If the worst happened and your child was diagnosed with cancer you would probably want aggressive therapy for the child with hope for a cure, let alone to save your child’s life. In diseases like childhood leukemia these days, the vast majority of the time, aggressive therapy works.

But when it comes to chronic conditions many parents worry if strong medicines are too strong, or too new, and that there could be unforeseen long-term side effects that made the therapy not worth it.

This very discussion came up as I walked with a friend along Seattle’s Puget Sound. The friend’s daughter has Crohn’s disease, a serious, progressive, auto-immune condition that causes inflammation in the digestive tract, can be disabling, and raise the risk of colon cancer.

In recent years powerful biologic medicines have been approved to treat Crohn’s, even in children. My friend’s daughter began IV infusions every eight weeks. They were told the medicine would be a wonder drug, and for several years it has been. The child has resumed a full life and that has been a tremendous gift. But there continue to be reports of a higher risk of lymphoma, a serious cancer, down the road. It is not a trivial risk. And parents wonder whether there could be other risks that are not yet known. After all, the biologic therapy does powerful work on the immune system, albeit in a very targeted way.

The same balancing act of therapy versus future risk weighs on the minds of parents of children who take anti-depressants, anti-anxiety medicines, and stimulants for ADHD. Are these pills helping the child enjoy a fuller life, and even if they are, could other problems lie ahead?

I, for one, feel a child with poorly treated illness may well be scarred for life.

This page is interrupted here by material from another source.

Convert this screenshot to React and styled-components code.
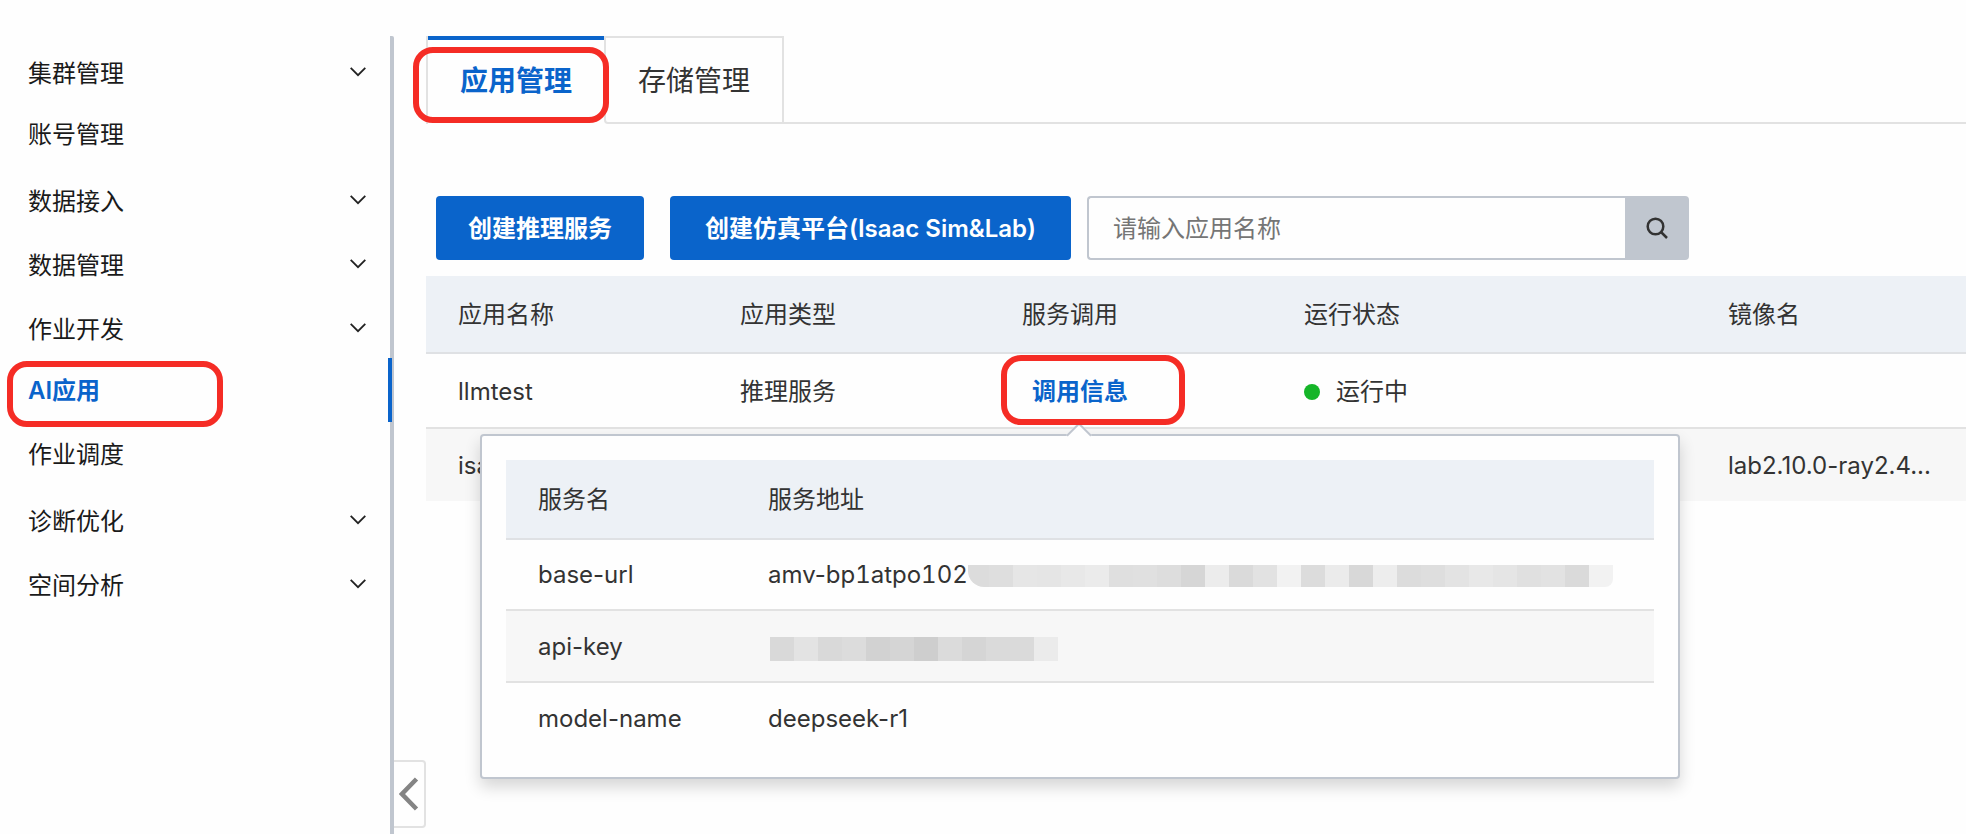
import styled, { createGlobalStyle } from "styled-components";

const GlobalStyle = createGlobalStyle`
    * {
        box-sizing: border-box;
    }
    body {
        margin: 0;
        background: #fefefe;
        color: #333;
        font-family: Inter, "Noto Sans CJK SC", sans-serif;
        font-size: 24px;
        line-height: 36px;
        overflow-x: hidden;
    }
    button, input {
        font: inherit;
    }
    a {
        text-decoration: none;
    }
`

const Page = styled.div`
    display: flex;
    min-height: 100vh;
    padding-top: 36px;
`
const Sidebar = styled.nav`
    flex: none;
    width: 394px;
    padding-top: 2px;
    border-right: 4px solid #c0c6cf;
    border-top-right-radius: 2px;
`
const MenuItem = styled.a`
    position: relative;
    display: flex;
    align-items: center;
    height: 64px;
    padding: 2px 0 0 28px;
    color: ${({ $active }) => ($active ? '#0a64cb' : '#1a1a1a')};
    font-weight: ${({ $active }) => ($active ? 600 : 400)};
`
const MenuGroup = styled.button`
    display: flex;
    align-items: center;
    justify-content: space-between;
    width: 100%;
    height: 64px;
    padding: 8px 24px 0 28px;
    border: 0;
    background: none;
    color: #1a1a1a;
    cursor: pointer;

    svg {
        margin-bottom: 4px;
    }
`
const ActiveBar = styled.span`
    position: absolute;
    top: 0;
    right: -2px;
    width: 4px;
    height: 64px;
    background: #0a64cb;
`
const Mark = styled.span`
    position: absolute;
    z-index: 3;
    top: ${({ $top }) => $top}px;
    left: ${({ $left }) => $left}px;
    width: ${({ $width }) => $width}px;
    height: ${({ $height }) => $height}px;
    border: 6px solid #f52c25;
    border-radius: 20px;
    pointer-events: none;
`
const Gutter = styled.div`
    flex: none;
    display: flex;
    align-items: flex-end;
    width: 32px;
    padding-bottom: 6px;
`
const CollapseButton = styled.button`
    display: flex;
    align-items: center;
    justify-content: center;
    width: 32px;
    height: 68px;
    padding: 0;
    border: 2px solid #e2e2e2;
    border-left: 0;
    border-radius: 0 4px 4px 0;
    background: #fefefe;
    cursor: pointer;
`
const Main = styled.main`
    flex: 1;
    min-width: 0;
`
const Tabs = styled.div`
    display: flex;
    height: 88px;
    margin-bottom: 72px;
`
const Tab = styled.button`
    position: relative;
    padding: ${({ $active }) => ($active ? '0 32px 2px' : '2px 32px 0')};
    border: 0 solid #e2e2e2;
    border-width: ${({ $active }) => ($active ? '4px 0 0' : '2px')};
    border-top-color: ${({ $active }) => ($active ? '#0a64cb' : '#e2e2e2')};
    border-bottom-left-radius: ${({ $active }) => ($active ? 0 : 4)}px;
    background: none;
    color: ${({ $active }) => ($active ? '#0a64cb' : '#333')};
    font-size: 28px;
    font-weight: ${({ $active }) => ($active ? 600 : 400)};
    cursor: pointer;
`
const TabEdge = styled.div`
    width: 2px;
    background: #e2e2e2;
`
const TabsRest = styled.div`
    flex: 1;
    border-bottom: 2px solid #e2e2e2;
`
const Toolbar = styled.div`
    display: flex;
    padding-left: 10px;
    margin-bottom: 16px;
`
const PrimaryButton = styled.button`
    min-width: ${({ $minWidth }) => $minWidth}px;
    height: 64px;
    padding: 2px 32px 0;
    margin-right: ${({ $gap }) => $gap}px;
    border: 0;
    border-radius: 4px;
    background: #0a64cb;
    color: #fff;
    font-weight: 600;
    white-space: nowrap;
    cursor: pointer;
`
const Search = styled.form`
    display: flex;
    width: 602px;
    height: 64px;
`
const SearchInput = styled.input`
    flex: 1;
    min-width: 0;
    padding: 2px 24px 0;
    border: 2px solid #c0c6cf;
    border-right: 0;
    border-radius: 4px 0 0 4px;
    background: #fefefe;
    outline: none;

    &::placeholder {
        color: #757575;
        opacity: 1;
    }
`
const SearchButton = styled.button`
    display: flex;
    align-items: center;
    justify-content: center;
    width: 64px;
    padding: 0;
    border: 0;
    border-radius: 0 4px 4px 0;
    background: #c0c6cf;
    cursor: pointer;
`
const Table = styled.table`
    width: 100%;
    table-layout: fixed;
    border-spacing: 0;
    text-align: left;
`
const Col = styled.col`
    width: ${({ $width }) => $width}px;
`
const HeadCell = styled.th`
    height: ${({ $height }) => $height}px;
    padding: 2px 0 0 32px;
    border-bottom: 2px solid #dfe1e4;
    background: #edf1f6;
    font-weight: 400;
`
const Row = styled.tr`
    background: ${({ $striped }) => ($striped ? '#f7f7f7' : 'none')};
`
const Cell = styled.td`
    height: ${({ $height }) => $height}px;
    padding: 2px 0 0 32px;
    border-bottom: ${({ $last }) => ($last ? 0 : 2)}px solid #e2e2e2;
    white-space: nowrap;
`
const CallInfo = styled.div`
    position: relative;
    display: inline-block;
    margin-left: 10px;
`
const InfoLink = styled.a`
    color: #0a64cb;
    font-weight: 600;
`
const Status = styled.span`
    display: flex;
    align-items: center;
    gap: 16px;
`
const Dot = styled.span`
    width: 16px;
    height: 16px;
    border-radius: 50%;
    background: #15b528;
`
const Balloon = styled.div`
    position: absolute;
    z-index: 2;
    top: 60px;
    left: 50%;
    width: 1200px;
    margin-left: -600px;
    padding: 24px;
    border: 2px solid #c0c6cf;
    border-radius: 4px;
    background: #fefefe;
    box-shadow: 0 8px 16px rgba(0, 0, 0, 0.16);
`
const BalloonArrow = styled.span`
    position: absolute;
    top: -10px;
    left: 50%;
    width: 18px;
    height: 18px;
    margin-left: -10px;
    border: 2px solid #c0c6cf;
    border-right: 0;
    border-bottom: 0;
    background: #fefefe;
    transform: rotate(45deg);
`
const Address = styled.div`
    display: flex;
    align-items: center;
`
const InstanceId = styled.span`
    font-variant-numeric: tabular-nums;
`
const Mosaic = styled.span`
    display: flex;
    justify-content: flex-end;
    width: ${({ $width }) => $width}px;
    height: ${({ $height }) => $height}px;
    margin: ${({ $margin }) => $margin};
    overflow: hidden;
    border-radius: ${({ $round }) => ($round ? '0 0 8px 16px' : 0)};
`
const Block = styled.span`
    flex: none;
    width: 24px;
`

const menu = [
    { name: '集群管理', group: true },
    { name: '账号管理' },
    { name: '数据接入', group: true },
    { name: '数据管理', group: true },
    { name: '作业开发', group: true },
    { name: 'AI应用', active: true },
    { name: '作业调度' },
    { name: '诊断优化', group: true },
    { name: '空间分析', group: true },
];

const urlShades = [
    220, 222, 230, 229, 232, 235, 223, 224, 221, 214, 236, 218, 226, 242,
    220, 235, 216, 237, 220, 222, 227, 232, 229, 224, 226, 218, 242,
];
const keyShades = [217, 227, 217, 220, 210, 213, 206, 219, 213, 218, 218, 235];

const Shades = ({ values }) => values.map((v, i) => (
    <Block key={i} style={{ background: `rgb(${v}, ${v}, ${v})` }} />
));

const Menu = () => (
    <Sidebar>
        {menu.map(({ name, group, active }) => group ? (
            <MenuGroup key={name} type="button" aria-expanded="false">
                {name}
                <svg width="16" height="10" viewBox="0 0 16 10" fill="none" stroke="#222" strokeWidth="1.8">
                    <path d="M.7 .9L8 8.2L15.3 .9" />
                </svg>
            </MenuGroup>
        ) : (
            <MenuItem key={name} href="#" $active={active}>
                {name}
                {active && <ActiveBar />}
                {active && <Mark $top={3} $left={7} $width={216} $height={66} />}
            </MenuItem>
        ))}
    </Sidebar>
);

const CallBalloon = () => (
    <Balloon>
        <BalloonArrow />
        <Table>
            <colgroup>
                <Col $width={230} />
                <col />
            </colgroup>
            <thead>
                <tr>
                    <HeadCell $height={80}>服务名</HeadCell>
                    <HeadCell $height={80}>服务地址</HeadCell>
                </tr>
            </thead>
            <tbody>
                <Row>
                    <Cell $height={71}>base-url</Cell>
                    <Cell $height={71}>
                        <Address>
                            amv-<InstanceId>bp1atpo102</InstanceId>
                            <Mosaic $width={645} $height={22} $margin="2px 0 0" $round>
                                <Shades values={urlShades} />
                            </Mosaic>
                        </Address>
                    </Cell>
                </Row>
                <Row $striped>
                    <Cell $height={72}>api-key</Cell>
                    <Cell $height={72}>
                        <Mosaic $width={288} $height={24} $margin="4px 0 0 2px">
                            <Shades values={keyShades} />
                        </Mosaic>
                    </Cell>
                </Row>
                <Row>
                    <Cell $height={70} $last>model-name</Cell>
                    <Cell $height={70} $last>deepseek-r1</Cell>
                </Row>
            </tbody>
        </Table>
    </Balloon>
);

const AppTable = () => (
    <Table>
        <colgroup>
            <Col $width={282} />
            <Col $width={282} />
            <Col $width={282} />
            <Col $width={424} />
            <col />
        </colgroup>
        <thead>
            <tr>
                <HeadCell $height={78}>应用名称</HeadCell>
                <HeadCell $height={78}>应用类型</HeadCell>
                <HeadCell $height={78}>服务调用</HeadCell>
                <HeadCell $height={78}>运行状态</HeadCell>
                <HeadCell $height={78}>镜像名</HeadCell>
            </tr>
        </thead>
        <tbody>
            <Row>
                <Cell $height={75}>llmtest</Cell>
                <Cell $height={75}>推理服务</Cell>
                <Cell $height={75}>
                    <CallInfo>
                        <InfoLink href="#">调用信息</InfoLink>
                        <Mark $top={-19} $left={-31} $width={184} $height={70} />
                        <CallBalloon />
                    </CallInfo>
                </Cell>
                <Cell $height={75}>
                    <Status><Dot />运行中</Status>
                </Cell>
                <Cell $height={75} />
            </Row>
            <Row $striped>
                <Cell $height={72} $last>isaac</Cell>
                <Cell $height={72} $last />
                <Cell $height={72} $last />
                <Cell $height={72} $last />
                <Cell $height={72} $last>lab2.10.0-ray2.4...</Cell>
            </Row>
        </tbody>
    </Table>
);

const App = () => (
    <>
        <GlobalStyle />
        <Page>
            <Menu />
            <Gutter>
                <CollapseButton type="button" aria-label="收起菜单">
                    <svg width="20" height="34" viewBox="0 0 20 34" fill="none" stroke="#848484" strokeWidth="4.5">
                        <path d="M17.5 2L3 17l14.5 15" />
                    </svg>
                </CollapseButton>
            </Gutter>
            <Main>
                <Tabs role="tablist">
                    <TabEdge />
                    <Tab type="button" role="tab" aria-selected="true" $active>
                        应用管理
                        <Mark $top={7} $left={-15} $width={196} $height={76} />
                    </Tab>
                    <Tab type="button" role="tab" aria-selected="false">存储管理</Tab>
                    <TabsRest />
                </Tabs>
                <Toolbar>
                    <PrimaryButton type="button" $minWidth={208} $gap={26}>创建推理服务</PrimaryButton>
                    <PrimaryButton type="button" $minWidth={401} $gap={16}>创建仿真平台(Isaac Sim&amp;Lab)</PrimaryButton>
                    <Search role="search">
                        <SearchInput type="text" placeholder="请输入应用名称" aria-label="应用名称" />
                        <SearchButton type="button" aria-label="搜索">
                            <svg width="22" height="22" viewBox="0 0 22 22" fill="none" stroke="#333" strokeWidth="2.5">
                                <circle cx="9.5" cy="9.5" r="7.8" />
                                <path d="M15 15l6 6" />
                            </svg>
                        </SearchButton>
                    </Search>
                </Toolbar>
                <AppTable />
            </Main>
        </Page>
    </>
);

export default App;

If there is an approved medicine to largely return them to health, I believe it is usually worth the typically small risk of other health concerns years later. Obviously, one must weigh this on an individual basis and it is no easy decision.

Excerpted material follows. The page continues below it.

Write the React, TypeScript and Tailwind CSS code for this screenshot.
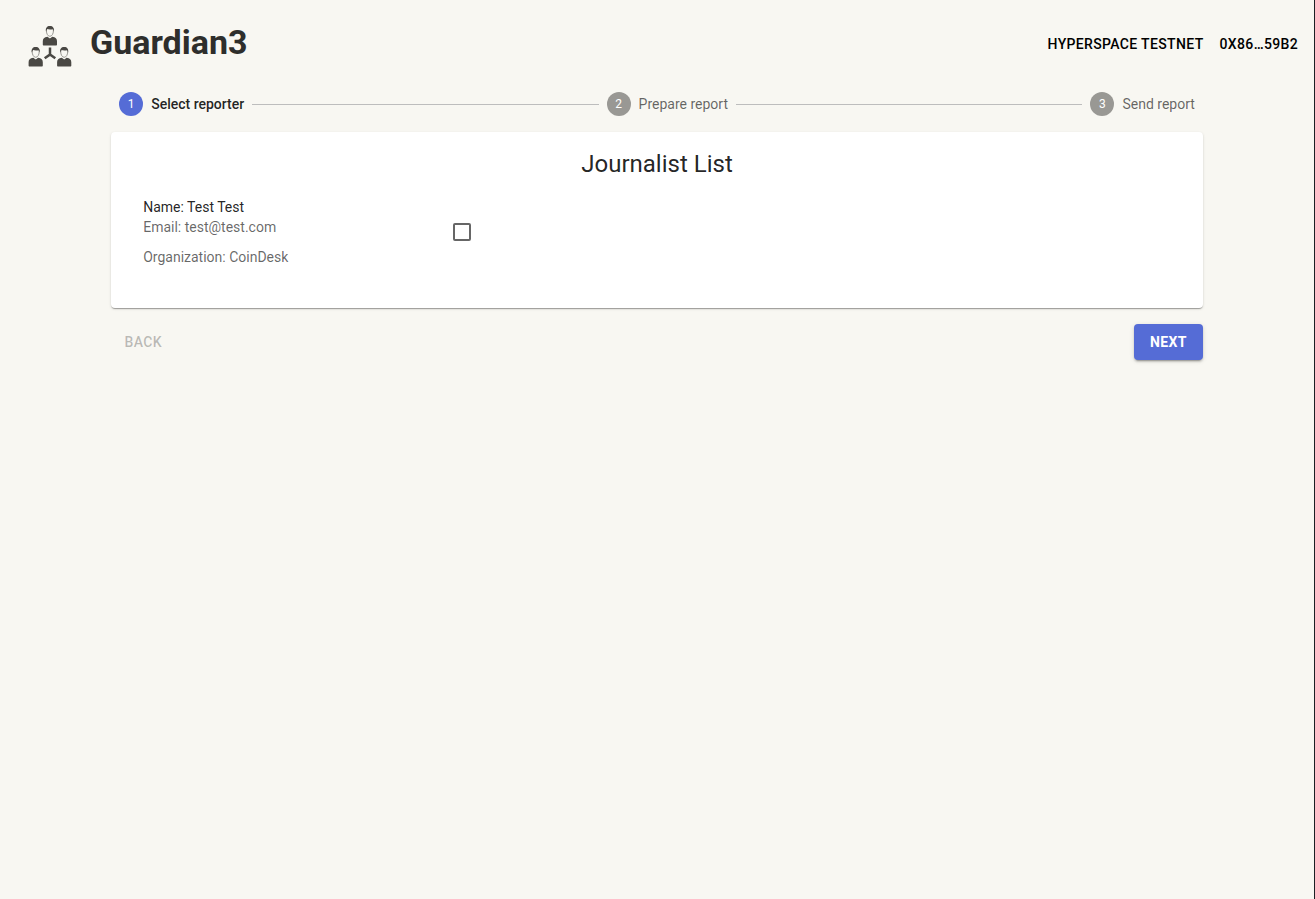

I heard how my friend still agonizes about the IV therapy his child continues to receive. On the one hand he worries about long-term effects, on the other he worries that the drug’s effectiveness will wane. Minutes later we both spied his teenager, happy, vibrant, enjoying life with friends. We celebrated the scene, hoped for many more like that and prayed she would be spared some unlikely side effect happening to her. Parents worry and feel the pain of their children. Even when the child no longer hurts the pain lingers in us. Maybe we know too much?